Sr M.H. Absolutely, and it still is, in spite of liturgical abuses and fashions. And I think this is part of the mission of a benedictine community: with whatever resources they have, to be doing their bit to try and keep good liturgy at their centre.

C.H. If you were to do a SWoT analysis of the Irish Church today – Strengths, Weaknesses, opportunities and Threats – what might it include?

Sr M.H. The weakness, as I see it, is in the institution rather than in the faith of the people. That’s not just in Ireland, but in the Church as a whole. The sex abuse scandal has played a big role in the weakening of the Church; the leadership has lost a lot of credibility, even if not always directly through their own fault. I think the abuse scandal is a huge factor in the weakening of the Church, yet there’s much more than that. There’s a broad, human issue. For a person to live their sexuality in a way that is not selfish, that is not doing any damage to anyone, but that is fruitful for service and for the good of others – this is difficult, and perhaps not many people manage it fully. Healthily functioning sexuality, for families, for men and women, for single and celibate people, is at the heart of vibrant, faith-filled church life. but I feel we’re still a long way from that, and I would see that as a big weakness. If you were just reading news reports and watching TV, you might think that Catholic Ireland is dead and gone, but I don’t find that at all. There are many expressions of wonderful faith and service. Look, for instance, at the National board for Safeguarding Children. I think they’ve been doing a fantastic job. out of the mess that we got ourselves into, this is part of the response that says: ‘We’re not going to lie down under it, or just keep our heads down. We’re going to find a way of improving things so that the church is a much safer place for children.’ As I see it, that’s just one example of a great strength: a wide group of people, dealing in a positive and determined way with that whole issue. There are other examples, too, that I could mention.

C.H. Here at the Abbey, with its beauty and serenity, we see a wonderful face of the Irish Church. Yet just four kilometres back along the N59, at the Industrial School in Letterfrack, there was a very different reality. Have you any thoughts on this?

Sr M.H. I think about it a lot, and I send visitors there. You can’t forget it if you’re living here. To go back to what I was saying about sexuality, Irish culture was not very healthy in that regard. And if celibacy is not embraced with full freedom, in a dysfunctional culture or environment it is liable to go wrong. That’s not to say that celibacy in itself is problematic. I think it’s a wonderful thing. but there were people living celibacy who did not have the right freedom, and that was part of what went wrong.

C.H. After questions of Church, celibacy or sexuality, there’s the very existence of the Industrial Schools. There was something dark in our culture, when there was a felt need to virtually quarantine kids who were less than perfectly behaved, or whose parents were not able to look after them. I wonder if we sometimes become so focussed on sexual wrongdoing, that we lose sight of the massive social injustice that gave rise to these places.

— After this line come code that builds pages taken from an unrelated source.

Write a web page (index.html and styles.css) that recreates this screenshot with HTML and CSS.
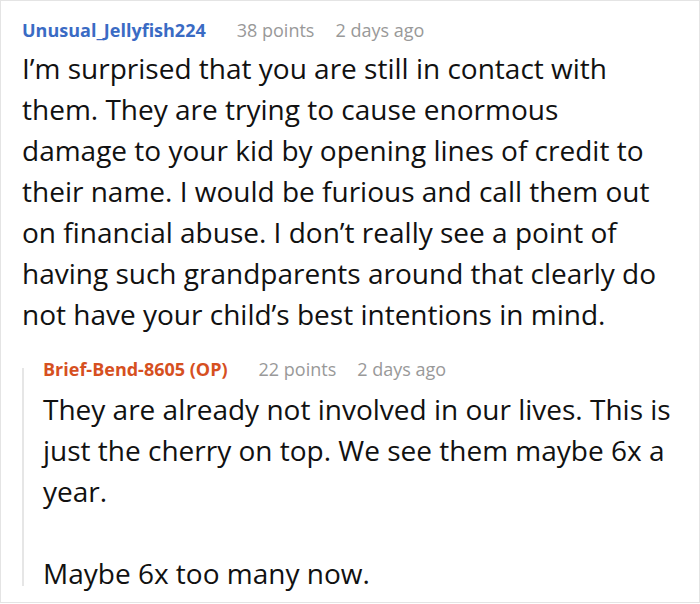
FILE: index.html
```html
<!DOCTYPE html>
<html>
<head>
<meta charset="utf-8">
<link rel="stylesheet" href="styles.css">
</head>
<body>
<div class="frame">
  <div class="comment">
    <div class="meta">
      <span class="user">Unusual_Jellyfish224</span>
      <span class="info">38 points</span>
      <span class="info">2 days ago</span>
    </div>
    <p class="text">I’m surprised that you are still in contact with<br>them. They are trying to cause enormous<br>damage to your kid by opening lines of credit to<br>their name. I would be furious and call them out<br>on financial abuse. I don’t really see a point of<br>having such grandparents around that clearly do<br>not have your child’s best intentions in mind.</p>
    <div class="reply">
      <div class="meta">
        <span class="user op">Brief-Bend-8605 (OP)</span>
        <span class="info">22 points</span>
        <span class="info">2 days ago</span>
      </div>
      <p class="text">They are already not involved in our lives. This is<br>just the cherry on top. We see them maybe 6x a<br>year.</p>
      <p class="text gap">Maybe 6x too many now.</p>
    </div>
  </div>
</div>
</body>
</html>
```

FILE: styles.css
```css
html, body {
  margin: 0;
  padding: 0;
  background: #ffffff;
}
.frame {
  box-sizing: border-box;
  width: 700px;
  height: 603px;
  border: 1px solid #e4e4e4;
  overflow: hidden;
  font-family: "Open Sans", "Noto Sans", sans-serif;
}
.comment {
  padding: 16px 0 0 21px;
}
.meta {
  display: flex;
  align-items: baseline;
  gap: 21px;
  font-size: 18px;
  line-height: 26px;
}
.user {
  font-weight: 700;
  color: #3a6bc4;
  margin-right: 10px;
}
.user.op {
  color: #d6501f;
}
.info {
  color: #999999;
}
.text {
  margin: 0;
  font-size: 28px;
  line-height: 41px;
  color: #111111;
  white-space: nowrap;
}
.comment > .text {
  margin-top: 5px;
}
.reply {
  position: relative;
  margin-top: 21px;
  padding-left: 21px;
}
.reply::before {
  content: "";
  position: absolute;
  left: 0;
  top: 12px;
  bottom: 8px;
  width: 2px;
  background: #e6e6e6;
}
.reply .meta + .text {
  margin-top: 7px;
}
.text.gap {
  margin-top: 41px;
}
```
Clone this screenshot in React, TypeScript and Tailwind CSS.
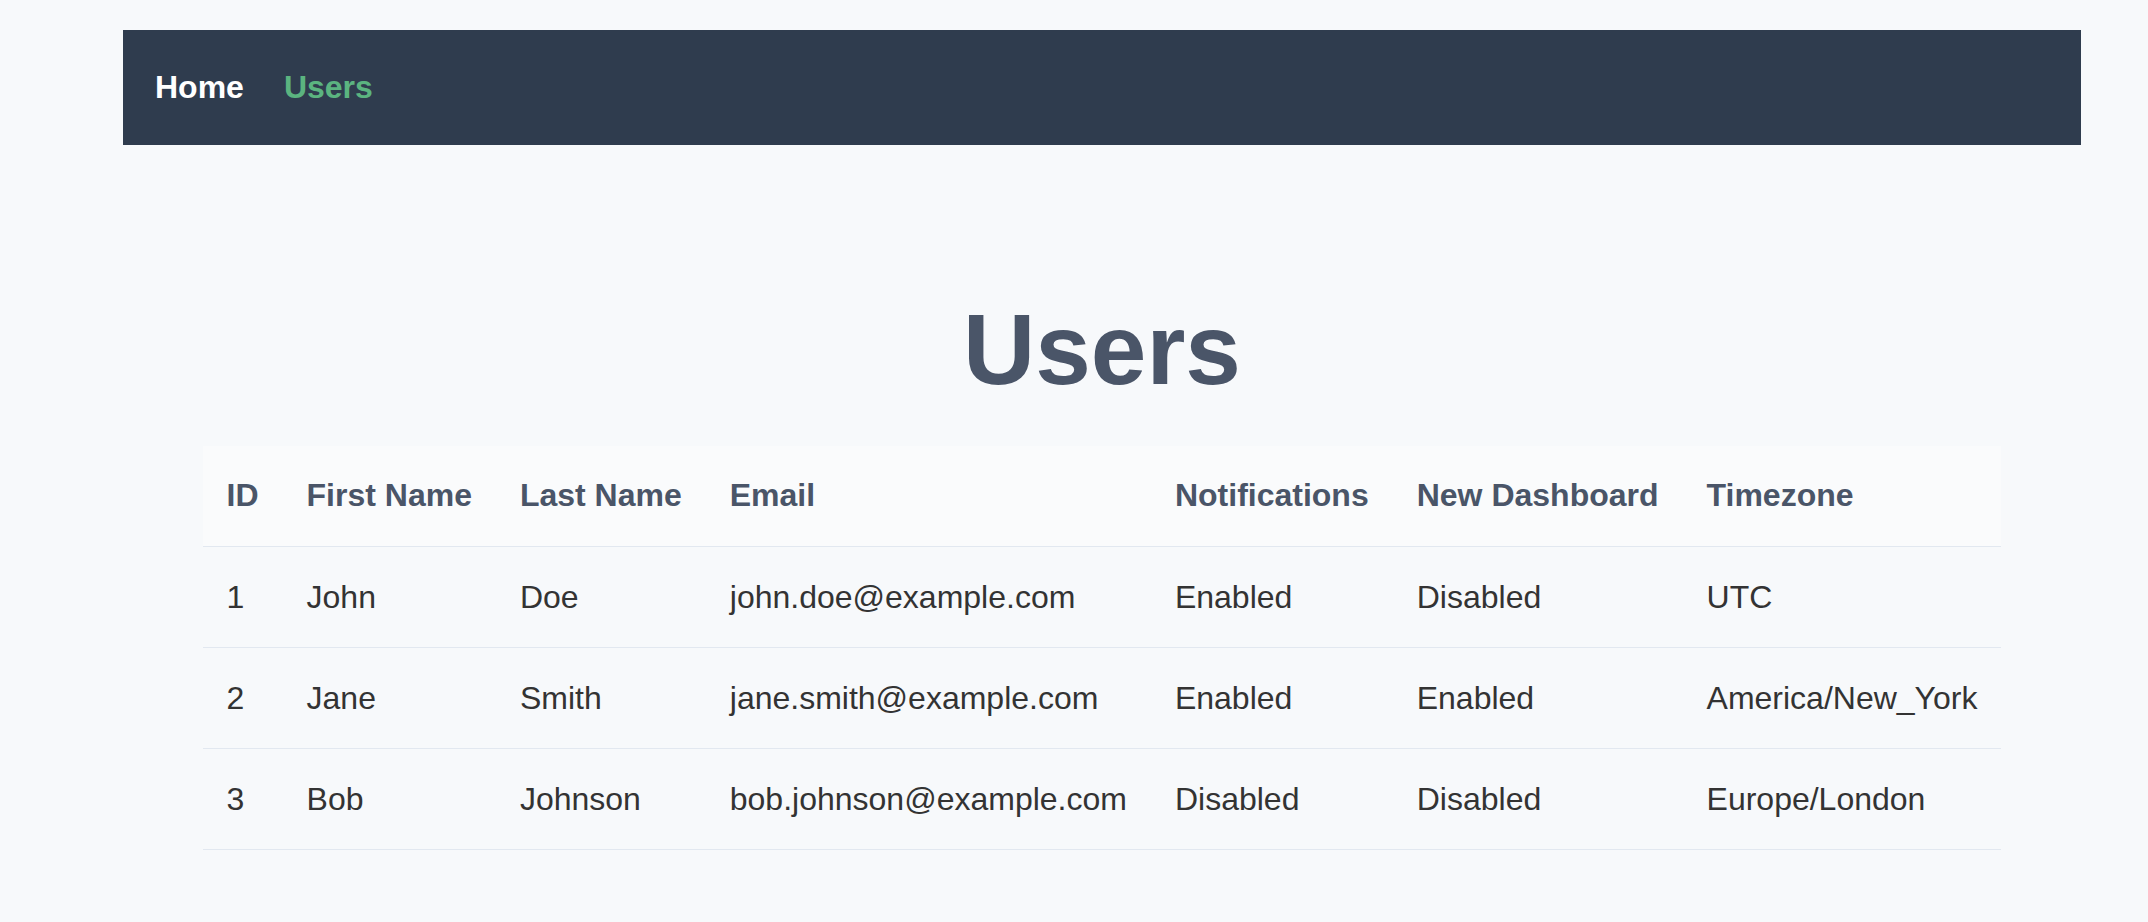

Sr M.H. Yes, sexuality is always part of a bigger picture, though a very important part. Here at the Abbey, there was privilege – although there were many children here who came from unhappy backgrounds, so it wasn’t all golden. But by comparison with Letterfrack, it was privileged. This is something you can’t forget if you’re living here. And it’s an impetus to work towards a church and a society where these things don’t happen again. In the meantime, we have to live with it, and it’s a huge loss of prestige for the Church. but prestige is often superficial and shallow, and when you lose it you have to get down to your real self, who and what you are. That’s part of what we all have to go through. The subsequent story of Letterfrack is very encouraging. The Industrial School was sold and became the property of a group named Connemara West, and they have done amazing things to transform Letterfrack. The Industrial School building has grown into a third level college that is part of the Galway- Mayo Institute of Technology (GMIT). It’s great that this and many other local initiatives are happening, and the people who put effort into these things are the kind of people who show us that there is a way forward. Thank God for them. I certainly wouldn’t want us to be a privileged, prestigious place; not at all. We have a lot to gain and to learn from being part of the local community.

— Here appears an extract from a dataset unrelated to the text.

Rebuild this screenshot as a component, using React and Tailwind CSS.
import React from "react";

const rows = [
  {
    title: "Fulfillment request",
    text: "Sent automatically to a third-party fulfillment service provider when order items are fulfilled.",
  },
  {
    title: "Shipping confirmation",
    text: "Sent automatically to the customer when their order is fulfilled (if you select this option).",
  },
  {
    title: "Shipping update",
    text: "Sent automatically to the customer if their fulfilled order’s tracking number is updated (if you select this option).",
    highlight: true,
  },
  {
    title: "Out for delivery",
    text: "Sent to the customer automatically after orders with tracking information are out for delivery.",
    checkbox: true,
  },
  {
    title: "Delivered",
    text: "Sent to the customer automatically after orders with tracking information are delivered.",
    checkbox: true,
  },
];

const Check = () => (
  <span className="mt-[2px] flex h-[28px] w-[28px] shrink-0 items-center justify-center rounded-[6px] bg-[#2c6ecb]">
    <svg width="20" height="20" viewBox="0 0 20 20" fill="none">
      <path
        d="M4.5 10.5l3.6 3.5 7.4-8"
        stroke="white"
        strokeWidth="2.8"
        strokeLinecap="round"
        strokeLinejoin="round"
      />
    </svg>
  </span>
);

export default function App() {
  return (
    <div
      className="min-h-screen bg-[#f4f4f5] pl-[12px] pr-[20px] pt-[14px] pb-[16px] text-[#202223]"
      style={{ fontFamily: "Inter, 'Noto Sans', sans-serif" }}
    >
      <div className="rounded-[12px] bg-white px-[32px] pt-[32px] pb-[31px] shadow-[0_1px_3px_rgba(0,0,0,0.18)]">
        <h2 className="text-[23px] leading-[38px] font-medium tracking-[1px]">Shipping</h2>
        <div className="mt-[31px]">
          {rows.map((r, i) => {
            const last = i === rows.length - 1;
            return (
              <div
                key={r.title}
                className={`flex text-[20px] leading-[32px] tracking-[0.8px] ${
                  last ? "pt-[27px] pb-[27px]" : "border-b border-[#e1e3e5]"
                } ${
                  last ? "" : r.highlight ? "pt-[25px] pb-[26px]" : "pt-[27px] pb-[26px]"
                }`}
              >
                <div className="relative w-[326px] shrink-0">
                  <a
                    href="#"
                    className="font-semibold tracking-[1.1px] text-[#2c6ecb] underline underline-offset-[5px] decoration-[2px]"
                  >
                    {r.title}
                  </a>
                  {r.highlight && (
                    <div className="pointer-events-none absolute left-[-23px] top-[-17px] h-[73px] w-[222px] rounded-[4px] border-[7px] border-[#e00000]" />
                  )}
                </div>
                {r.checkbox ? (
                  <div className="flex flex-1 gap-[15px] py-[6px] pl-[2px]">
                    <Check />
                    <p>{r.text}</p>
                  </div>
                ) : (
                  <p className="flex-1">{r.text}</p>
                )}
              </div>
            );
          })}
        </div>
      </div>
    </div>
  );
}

C.H. We’re sitting in your office. It looks like a busy place. There are stacks of paperwork, along with a computer monitor. No doubt, with all that’s going on, you have lots of administration to do. but behind all that, what is the heart of the contemplative vocation today?

Sr M.H. That’s a question for an hour’s conversation, but putting it into a few words, I think the heart of contemplative life has to be God’s presence, and his reaching out to us, his human family, through his creation. Contemplative life and prayer is our response to that outreach of God. It’s a whole process of becoming aware of who I am, what I am. There is discipline and learning in letting our attentiveness be trained, in listening – ‘listen’ being the first word of the Rule of St benedict. We spend our lifetime trying to learn this, but there are so many things pulling us away from it. our Benedictine community is focussed on prayer, which means that we try to give first priority in our life to listening and responding – and maybe sharing that with other people who don’t have the time and the way of life for it. For benedict, the motto covering everything is ‘work and pray.’ The prayer that seeks to reach out to God, the other, is one part of life. There is another: we live in this material world, we have to earn our bread, to run a business, to run a school. The two sides are intertwined. What happens in community, in prayer times, in reading – that is really what my life is about, and even though I can’t be doing that here in the office, it flows in to what I do here. There is a link between all this busy-ness, this untidiness, and the heart of contemplative prayer.